Trump's peculiar health theories are well-documented. He's nervous about vaccines and doesn't believe in exercise, for instance.
Trump: "... and of course it's like a grave yard for birds. If you love birds, you'd never want to walk under a windmill because it's a very sad, sad sight. It's like a cemetery. We put a little statue for the poor birds. It's true. You know in California if you shoot a bald eagle they put you in jail for five years. And yet the windmills they wipe them all out. It's true. They wipe them out. It's terrible."
Yes, wind turbines kill birds. Hundreds of thousands of them, according to the American Bird Conservancy. The US Fish and Wildlife Service suggests some bird death estimates on both sides are affected by bias. Killing far more birds than wind turbines are traditional power power lines. But there are also a lot more of them.

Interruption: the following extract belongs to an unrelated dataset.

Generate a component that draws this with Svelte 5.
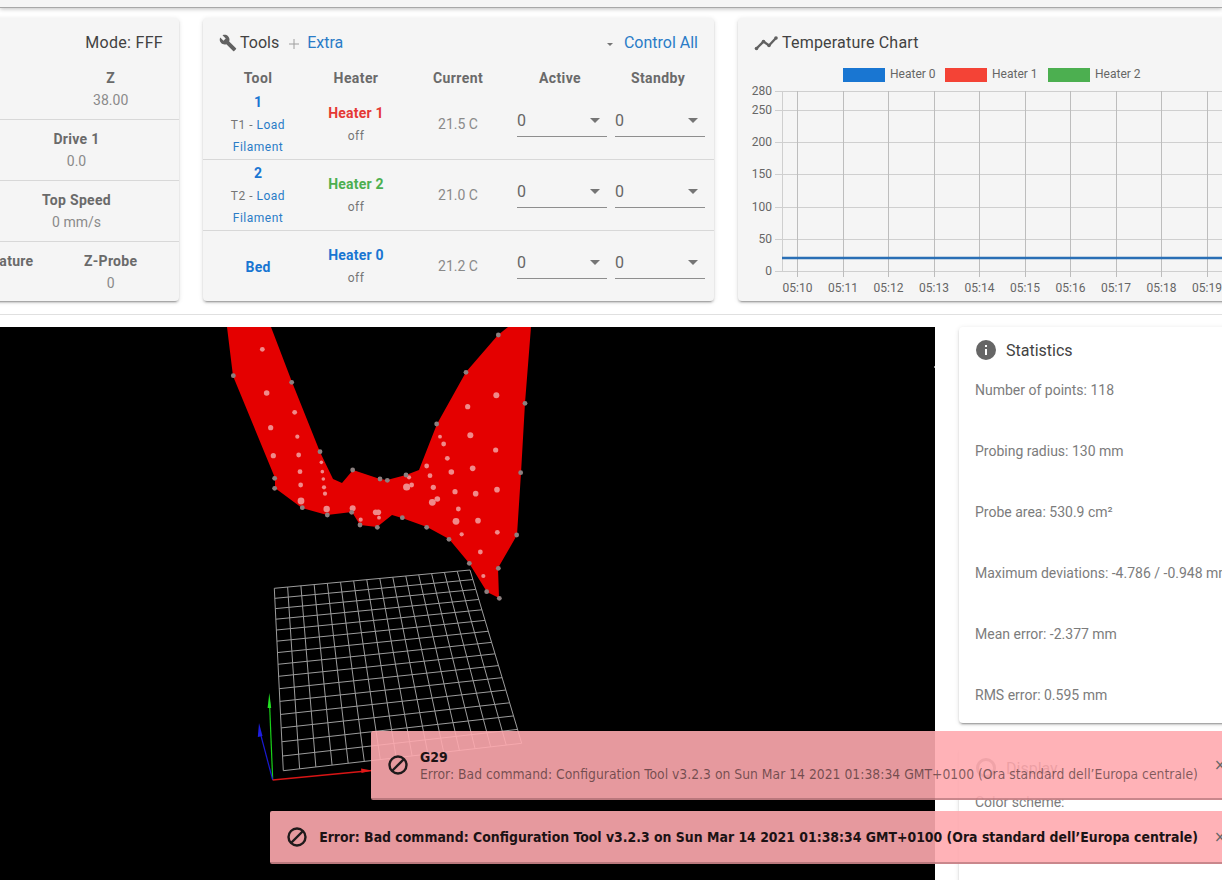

Regarding eagles, the Obama administration greatly increased the number of protected bald or golden eagles that can be killed or injured by wind turbines before wind energy companies face penalties.
Trump: "I told the story about, at CPAC, the woman, she wants to watch television and she says to her husband, 'Is the wind blowing? I'd love to watch a show tonight, darling. The wind hasn't blown for three days. I can't watch television, darling. Darling, please, tell the wind to blow.'"
If the wind stops blowing on one day, the electricity does not go off. Wind energy is fed into the power grid. People get electricity from the power grid. About 6% of total US electricity comes from wind energy, according to the Department of Energy. It's much higher in a few states -- more than 30% in Iowa and South Dakota. But it has been growing as a portion of US energy production and is expected to provide 20% of US electricity by 2030. It would not be sustainable to provide all electricity from wind power, but it is an important contributor.
By the way, the US power grid is horribly outdated and updating it from a regional set of three grids to a national one would be a massive investment but make the country much more energy efficient and stable.
Trump: "No, wind's not so good and you have no idea how expensive it is to make those things. They're all made in China and Germany, by the way, just in case you, we don't make them here, essentially."
The wind industry has been on a tear. The fastest-growing occupation in the US in 2017 was wind turbine technician, although it's still a small part of the economy, according to the Bureau of Labor Statistics. More than 105,000 Americans are employed in the wind industry across all 50 states, according to the American Wind Energy Association, a trade group. The industry is reliant on imports from "a wide array" of countries, according to the Energy Department.
According to the Energy Information Agency, US wind turbine manufacturing is dominated by three companies: General Electric, Siemens and Vestas.
But each of these has both international and domestic manufacturing facilities. Vestas, a Danish company, for instance, has a large plant in Pueblo, Colorado. GE makes turbines in China, but also in Little Rock, Arkansas, and Grand Forks, North Dakota.
Trump also bragged that the US was now the top producer of oil and natural gas in the world and said that happened over the last two years. It's true that the US recently eclipsed Russia and Saudi Arabia to become the world's top oil producer, but it capped a spurt of growth that began in 2011, according to the Energy Information Agency.
He'd clearly like to focus there. Trump's budget, which is unlikely to become law, proposed cutting federal funding for research into renewable energy at the Department of Energy by 70%.